Date of Award


Degree Type


Degree Name

Doctor of Philosophy (PhD)


Instructional Design, Development and Evaluation


Tiffany A. Koszalka


Motivation, Problem Solving, Self-Regulation, SEM Modeling, Transfer of Learning

Subject Categories



A critical goal of many school and training interventions is to provide learners with the strategies and foundational knowledge that will allow them to tackle novel problems encountered under circumstances different than the learning situations. This is also quite often referred to as the ability to transfer learning. Theories of transfer posit that providing learners with ways to make connections between learning experiences and possible transfer tasks, accumulating domain and strategic and knowledge, and encouraging diverse abstractions of concepts might help promote transfer to new situations. Notably missing among these theories is the role various motivational tendencies play in helping promote transfer. This dissertation describes the development of a new theoretical model linking transfer, self-regulation, motivation, and prior knowledge. Based on extensive empirical and theoretical evidence, the model posits that motivation plays an indirect role in promoting transfer of learning exerting its effect through increased self-regulation.
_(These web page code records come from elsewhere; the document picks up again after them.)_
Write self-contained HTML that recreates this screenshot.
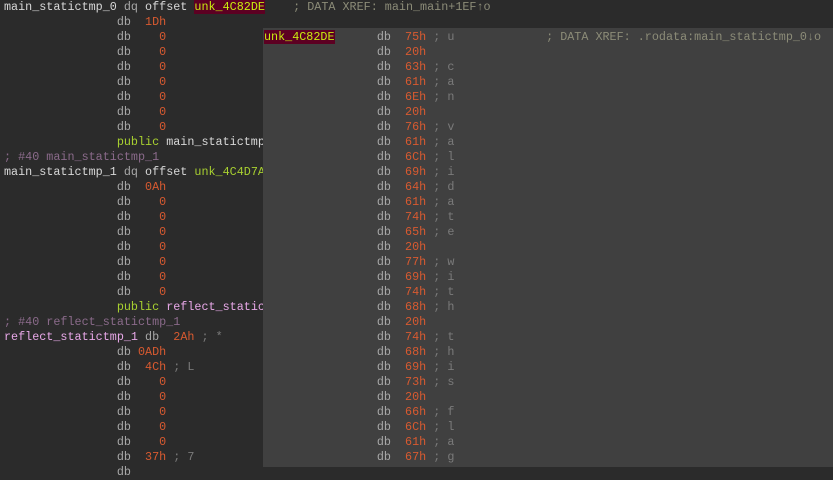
<!DOCTYPE html>
<html><head><meta charset="utf-8"><style>
html,body{margin:0;padding:0;width:833px;height:467px;overflow:hidden;background:#2b2b2b;}
.l{position:absolute;left:4px;top:0;font-family:"Liberation Mono",monospace;font-size:11.75px;line-height:15px;white-space:pre;color:#d8d8d8;}
.p{position:absolute;left:263px;top:28px;width:570px;height:439px;background:#404040;overflow:hidden;}
.p .l{left:1px;top:2px;}
.d{color:#a8a8a8}.n{color:#d85a30}.c{color:#7a7a7a}.x{color:#8c8c78}.g{color:#a8d030}.pk{color:#e8a8e8}.pu{color:#8a6a8a}.y{color:#c8ec10;background:#5c0022}.w{color:#d8d8d8}
</style></head><body>
<div class="l">main_statictmp_0 <span class="d">dq</span> offset <span class="y">unk_4C82DE</span>    <span class="x">; DATA XREF: main_main+1EF↑o</span>
                <span class="d">db</span>  <span class="n">1Dh</span>
                <span class="d">db</span>    <span class="n">0</span>
                <span class="d">db</span>    <span class="n">0</span>
                <span class="d">db</span>    <span class="n">0</span>
                <span class="d">db</span>    <span class="n">0</span>
                <span class="d">db</span>    <span class="n">0</span>
                <span class="d">db</span>    <span class="n">0</span>
                <span class="d">db</span>    <span class="n">0</span>
                <span class="g">public</span> main_statictmp_1
<span class="pu">; #40 main_statictmp_1</span>
main_statictmp_1 <span class="d">dq</span> offset <span class="g">unk_4C4D7A</span>
                <span class="d">db</span>  <span class="n">0Ah</span>
                <span class="d">db</span>    <span class="n">0</span>
                <span class="d">db</span>    <span class="n">0</span>
                <span class="d">db</span>    <span class="n">0</span>
                <span class="d">db</span>    <span class="n">0</span>
                <span class="d">db</span>    <span class="n">0</span>
                <span class="d">db</span>    <span class="n">0</span>
                <span class="d">db</span>    <span class="n">0</span>
                <span class="g">public</span> <span class="pk">reflect_statictmp_1</span>
<span class="pu">; #40 reflect_statictmp_1</span>
<span class="pk">reflect_statictmp_1</span> <span class="d">db</span>  <span class="n">2Ah</span> <span class="c">; *</span>
                <span class="d">db</span> <span class="n">0ADh</span>
                <span class="d">db</span>  <span class="n">4Ch</span> <span class="c">; L</span>
                <span class="d">db</span>    <span class="n">0</span>
                <span class="d">db</span>    <span class="n">0</span>
                <span class="d">db</span>    <span class="n">0</span>
                <span class="d">db</span>    <span class="n">0</span>
                <span class="d">db</span>    <span class="n">0</span>
                <span class="d">db</span>  <span class="n">37h</span> <span class="c">; 7</span>
                <span class="d">db</span>
</div>
<div class="p"><div class="l"><span class="y">unk_4C82DE</span>      <span class="d">db</span>  <span class="n">75h</span> <span class="c">; u</span>             <span class="x">; DATA XREF: .rodata:main_statictmp_0↓o</span>
                <span class="d">db</span>  <span class="n">20h</span>
                <span class="d">db</span>  <span class="n">63h</span> <span class="c">; c</span>
                <span class="d">db</span>  <span class="n">61h</span> <span class="c">; a</span>
                <span class="d">db</span>  <span class="n">6Eh</span> <span class="c">; n</span>
                <span class="d">db</span>  <span class="n">20h</span>
                <span class="d">db</span>  <span class="n">76h</span> <span class="c">; v</span>
                <span class="d">db</span>  <span class="n">61h</span> <span class="c">; a</span>
                <span class="d">db</span>  <span class="n">6Ch</span> <span class="c">; l</span>
                <span class="d">db</span>  <span class="n">69h</span> <span class="c">; i</span>
                <span class="d">db</span>  <span class="n">64h</span> <span class="c">; d</span>
                <span class="d">db</span>  <span class="n">61h</span> <span class="c">; a</span>
                <span class="d">db</span>  <span class="n">74h</span> <span class="c">; t</span>
                <span class="d">db</span>  <span class="n">65h</span> <span class="c">; e</span>
                <span class="d">db</span>  <span class="n">20h</span>
                <span class="d">db</span>  <span class="n">77h</span> <span class="c">; w</span>
                <span class="d">db</span>  <span class="n">69h</span> <span class="c">; i</span>
                <span class="d">db</span>  <span class="n">74h</span> <span class="c">; t</span>
                <span class="d">db</span>  <span class="n">68h</span> <span class="c">; h</span>
                <span class="d">db</span>  <span class="n">20h</span>
                <span class="d">db</span>  <span class="n">74h</span> <span class="c">; t</span>
                <span class="d">db</span>  <span class="n">68h</span> <span class="c">; h</span>
                <span class="d">db</span>  <span class="n">69h</span> <span class="c">; i</span>
                <span class="d">db</span>  <span class="n">73h</span> <span class="c">; s</span>
                <span class="d">db</span>  <span class="n">20h</span>
                <span class="d">db</span>  <span class="n">66h</span> <span class="c">; f</span>
                <span class="d">db</span>  <span class="n">6Ch</span> <span class="c">; l</span>
                <span class="d">db</span>  <span class="n">61h</span> <span class="c">; a</span>
                <span class="d">db</span>  <span class="n">67h</span> <span class="c">; g</span>
</div></div>
</body></html>
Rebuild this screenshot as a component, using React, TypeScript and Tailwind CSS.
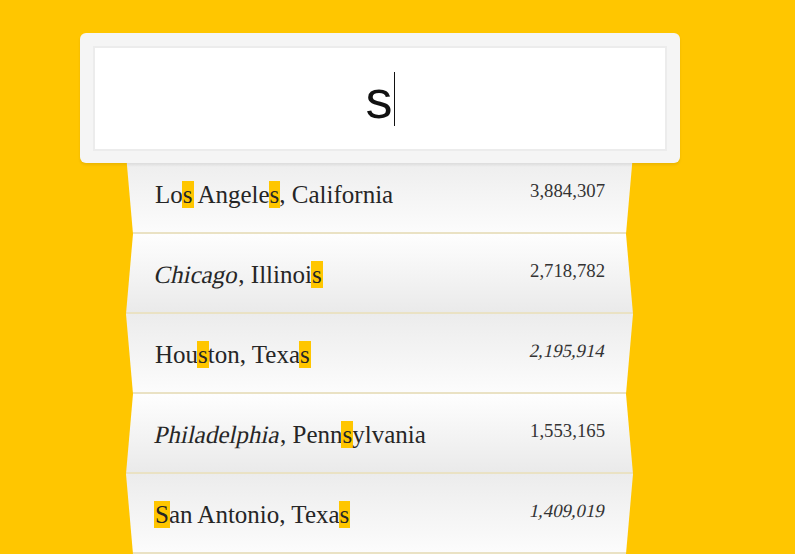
import React from "react";

type Seg = { t: string; hl?: boolean; it?: boolean };
type Row = { name: Seg[]; pop: string; popIt?: boolean; wideTop: boolean };

const rows: Row[] = [
  {
    name: [{ t: "Lo" }, { t: "s", hl: true }, { t: " Angele" }, { t: "s", hl: true }, { t: ", California" }],
    pop: "3,884,307",
    wideTop: true,
  },
  {
    name: [{ t: "Chicago", it: true }, { t: ", Illinoi" }, { t: "s", hl: true }],
    pop: "2,718,782",
    wideTop: false,
  },
  {
    name: [{ t: "Hou" }, { t: "s", hl: true }, { t: "ton, Texa" }, { t: "s", hl: true }],
    pop: "2,195,914",
    popIt: true,
    wideTop: true,
  },
  {
    name: [{ t: "Philadelphia", it: true }, { t: ", Penn" }, { t: "s", hl: true }, { t: "ylvania" }],
    pop: "1,553,165",
    wideTop: false,
  },
  {
    name: [{ t: "S", hl: true }, { t: "an Antonio, Texa" }, { t: "s", hl: true }],
    pop: "1,409,019",
    popIt: true,
    wideTop: true,
  },
];

export default function App() {
  return (
    <div className="h-screen w-full overflow-hidden bg-[#ffc600] pt-[33px]">
      <div className="relative z-10 ml-[80px] w-[600px] h-[130px] rounded-[6px] bg-[#f5f5f5] p-[13px] pb-[12px] shadow-[0_2px_3px_rgba(0,0,0,0.08)]">
        <div className="flex h-full w-full items-center justify-center border-2 border-[#ececec] bg-white">
          <span className="text-[54px] leading-[54px] text-[#111] font-['Liberation_Sans',Arial,sans-serif]">s</span>
          <span className="ml-[1px] h-[54px] w-px bg-[#111]" />
        </div>
      </div>
      <div className="-mt-[9px] ml-[126px] w-[507px] font-['Liberation_Serif','Times_New_Roman',serif]">
        {rows.map((r, i) => (
          <div
            key={i}
            className={
              "flex h-[80px] items-start justify-between border-b-2 border-[#eae2c4] pl-[29px] pr-[28px] pt-[22px] " +
              (r.wideTop
                ? "bg-[linear-gradient(to_bottom,#ececec,#fcfcfc)] [clip-path:polygon(0_0,100%_0,calc(100%_-_7px)_100%,7px_100%)]"
                : "bg-[linear-gradient(to_bottom,#fefefe,#eaeaea)] [clip-path:polygon(7px_0,calc(100%_-_7px)_0,100%_100%,0_100%)]")
            }
          >
            <span className="mt-[4px] text-[25px] leading-[30px] text-[#262626] whitespace-nowrap">
              {r.name.map((s, j) => (
                <span
                  key={j}
                  className={
                    (s.hl ? "bg-[#ffc600] [box-shadow:1px_0_#ffc600,-1px_0_#ffc600] " : "") +
                    (s.it ? "inline-block skew-x-[-12deg]" : "")
                  }
                >
                  {s.t}
                </span>
              ))}
            </span>
            <span
              className={
                "text-[18.75px] leading-[30px] text-[#333] " + (r.popIt ? "inline-block skew-x-[-12deg]" : "")
              }
            >
              {r.pop}
            </span>
          </div>
        ))}
      </div>
    </div>
  );
}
This effect, along with a strong direct effect exerted by prior knowledge, describes the major motivational mechanism by which transfer occurs. The theory also proposes an underlying latent variable structure that groups interest, self-efficacy, and goal orientation as major indicators that measure motivation. Similarly, domain and strategic knowledge are posited as dimensions that encompass prior knowledge. Self-regulated learning is made up of a motivational and cognitive component. The cognitive components model key processes of the cognitive architecture that explains the general learning process. An effort to validate this theory through structural equation modeling (SEM) is described. This includes comparisons to alternative models and discussions about methodological issues related to model fit. The dissertation also features in-depth discussions about the appropriateness of the proposed latent structure as well as a comprehensive exposition of the validity of estimated parameters under conditions where model fit is considered unacceptable. The dissertation concludes with a set of derived conclusions and recommendations that advance the theoretical model towards a more encompassing and rigorous methodology calling for the development of more sensitive and adaptive measurement instruments.